Subsequently, for roughly four years, Vizel while working at the insurance firm, commuted from Rockland County to give tours of Hasidic Williamsburg a couple of times a week.
And in 2017, after moving to Flatbush, Vizel began giving tours in a full-time capacity, offering them at $48 per person.
“At some point,” she said, “it was like, ‘Either I’m the secretary for the rest of my life or I figure out how to do this full time.'”
Currently, Vizel gives about four tours a week, two private with a small group and two public with up to 25 people.

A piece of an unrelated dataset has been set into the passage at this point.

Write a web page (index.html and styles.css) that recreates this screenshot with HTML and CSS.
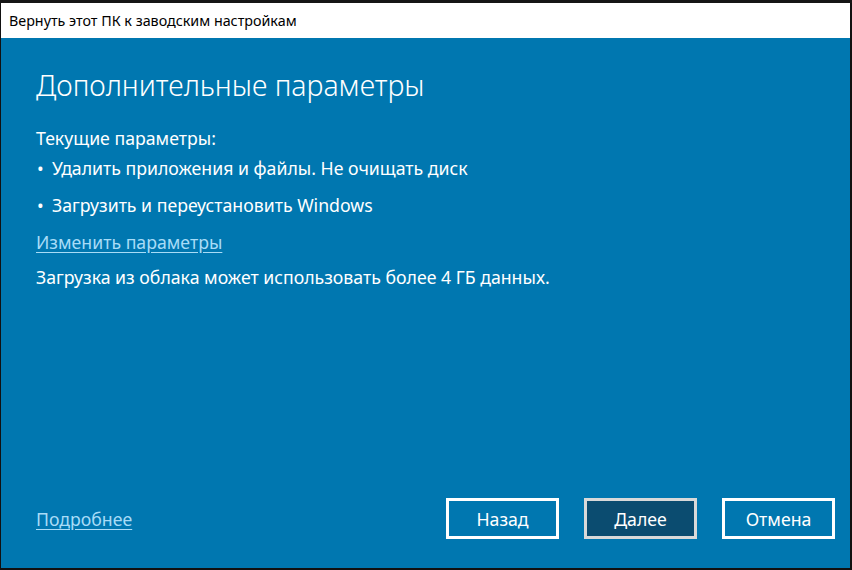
FILE: index.html
```html
<!DOCTYPE html>
<html lang="ru">

<head>
  <meta charset="UTF-8">
  <meta name="viewport" content="width=device-width, initial-scale=1.0">
  <title>Вернуть этот ПК к заводским настройкам</title>

  <link rel="stylesheet" href="styles.css">
</head>

<body>
  <div class="backdrop"></div>
  <div class="window">
    <div class="titlebar">Вернуть этот ПК к заводским настройкам</div>
    <div class="content">
      <h1 class="heading">Дополнительные параметры</h1>
      <p class="row label">Текущие параметры:</p>
      <ul class="options">
        <li>Удалить приложения и файлы. Не очищать диск</li>
        <li>Загрузить и переустановить Windows</li>
      </ul>
      <p class="row change"><a href="#" class="link">Изменить параметры</a></p>
      <p class="row">Загрузка из облака может использовать более 4 ГБ данных.</p>

      <div class="footer">
        <a href="#" class="link">Подробнее</a>
        <div class="btn_wrap">
          <button id="back">Назад</button>
          <button id="next" class="primary">Далее</button>
          <button id="cancel">Отмена</button>
        </div>
      </div>
    </div>
  </div>
</body>

</html>
```

FILE: styles.css
```css
* {
  margin: 0;
  padding: 0;
  box-sizing: border-box;
}

body {
  width: 852px;
  height: 570px;
  background: #111;
  font-family: "Noto Sans", "Open Sans", sans-serif;
  overflow: hidden;
}

/* strip of the window behind */
.backdrop {
  height: 3px;
  background: #161616;
}

.window {
  display: flex;
  flex-direction: column;
  width: 849px;
  height: 565px;
  margin-left: 1px;
}

.titlebar {
  height: 35px;
  display: flex;
  align-items: center;
  padding-left: 8px;
  background: #fff;
  color: #000;
  font-size: 14.3px;
}

.content {
  flex: 1;
  display: flex;
  flex-direction: column;
  padding: 27px 15px 0 35px;
  background: #0077b0;
  color: #fff;
}

.heading {
  font-size: 28.5px;
  font-weight: 300;
  line-height: 40px;
  margin-bottom: 21px;
}

.row {
  font-size: 17.7px;
  line-height: 24px;
  margin-bottom: 12px;
}

.row.label {
  margin-bottom: 6px;
}

.row.change {
  margin-bottom: 11px;
}

.options {
  list-style: none;
}

.options li {
  position: relative;
  font-size: 17.7px;
  line-height: 24px;
  margin-bottom: 13px;
  padding-left: 16px;
}

.options li::before {
  content: "•";
  position: absolute;
  left: 1px;
}

.link {
  color: #a8dcf7;
  text-decoration: underline;
  text-underline-offset: 3px;
}

.footer {
  margin-top: auto;
  margin-bottom: 29px;
  display: flex;
  align-items: center;
  justify-content: space-between;
  font-size: 17.7px;
}

.btn_wrap {
  display: flex;
  gap: 25px;
}

button {
  width: 113px;
  height: 41px;
  border: 3px solid #fff;
  background: transparent;
  color: #fff;
  font-family: inherit;
  font-size: 17.7px;
}

button.primary {
  background: #0b4c70;
  border-color: #d9d9d9;
}
```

And while Vizel is not from Williamsburg, she knows the area well and has family there.
“I meet cousins on my tours all the time,” she said. “My grandparents lived in Williamsburg.”

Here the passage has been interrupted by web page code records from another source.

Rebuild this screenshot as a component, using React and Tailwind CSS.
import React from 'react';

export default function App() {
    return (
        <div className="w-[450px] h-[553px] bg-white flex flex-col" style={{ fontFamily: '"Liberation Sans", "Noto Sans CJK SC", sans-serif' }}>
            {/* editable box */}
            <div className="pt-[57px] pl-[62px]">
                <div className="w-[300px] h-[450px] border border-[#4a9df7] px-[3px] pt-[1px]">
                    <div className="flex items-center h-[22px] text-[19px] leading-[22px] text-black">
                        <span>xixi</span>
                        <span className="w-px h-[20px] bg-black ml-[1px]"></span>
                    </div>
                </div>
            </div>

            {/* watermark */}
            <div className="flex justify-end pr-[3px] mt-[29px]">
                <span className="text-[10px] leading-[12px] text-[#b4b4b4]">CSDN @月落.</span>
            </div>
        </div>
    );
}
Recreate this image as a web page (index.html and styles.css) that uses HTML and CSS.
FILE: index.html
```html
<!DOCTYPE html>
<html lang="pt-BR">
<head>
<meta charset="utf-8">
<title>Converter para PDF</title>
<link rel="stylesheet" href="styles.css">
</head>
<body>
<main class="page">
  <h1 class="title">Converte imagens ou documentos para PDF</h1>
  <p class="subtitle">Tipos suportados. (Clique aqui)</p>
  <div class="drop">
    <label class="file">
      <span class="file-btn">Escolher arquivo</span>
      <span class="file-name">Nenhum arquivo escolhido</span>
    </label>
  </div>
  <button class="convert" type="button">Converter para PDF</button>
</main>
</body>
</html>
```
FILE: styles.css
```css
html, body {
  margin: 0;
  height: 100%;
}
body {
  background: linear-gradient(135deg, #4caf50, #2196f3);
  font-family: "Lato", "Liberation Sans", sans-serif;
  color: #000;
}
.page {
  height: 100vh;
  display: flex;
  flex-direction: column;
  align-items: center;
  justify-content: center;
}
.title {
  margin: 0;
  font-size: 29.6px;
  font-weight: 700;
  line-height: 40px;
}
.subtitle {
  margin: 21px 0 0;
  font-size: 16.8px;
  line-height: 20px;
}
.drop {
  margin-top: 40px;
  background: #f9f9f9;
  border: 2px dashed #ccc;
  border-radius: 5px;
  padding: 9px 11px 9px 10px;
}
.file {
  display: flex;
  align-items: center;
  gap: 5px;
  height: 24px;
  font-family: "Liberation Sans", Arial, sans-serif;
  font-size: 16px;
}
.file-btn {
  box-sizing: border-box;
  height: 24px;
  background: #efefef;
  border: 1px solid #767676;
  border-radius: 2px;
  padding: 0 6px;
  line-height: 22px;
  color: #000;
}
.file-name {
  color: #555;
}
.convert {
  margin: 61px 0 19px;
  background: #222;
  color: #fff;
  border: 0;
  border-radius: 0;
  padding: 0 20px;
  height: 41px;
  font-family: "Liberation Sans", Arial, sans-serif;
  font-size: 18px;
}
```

On a recent tour, Vizel took a group of people from places like London and San Francisco to a bakery, a deli, a candy shop, a toy store, and orchestrated an abridged game of the Samtar version of Old Maid. (The Old Maid character, pictured below, is a man carrying a computer who is called the “Yeitzer Hora,” Yiddish for evil inclination).
She also explained the difference between Satmar Hasidim in Williamsburg and the Chabad ones in Crown Heights, showed people on a tour a map of where the Satmar originates (a city that was once in Hungary, and is now in Romania), an old picture of Vizel and her 14 siblings when they were children, and her kosher phone, which can make calls and text but can’t access the internet. (Vizel carries an iPad for internet access, and holds on to her kosher phone because she says it is “convenient”).
“There are many many different kinds of kosher phones,” Vizel told the people taking the tour. “The less kosher will have apps, but it has no app store.”
Later on the tour, Vizel encountered a relative who in a not-so-discreet manner took a picture of her.
“She was judging,” she told Bklyner of the encounter. “Definitely judging.”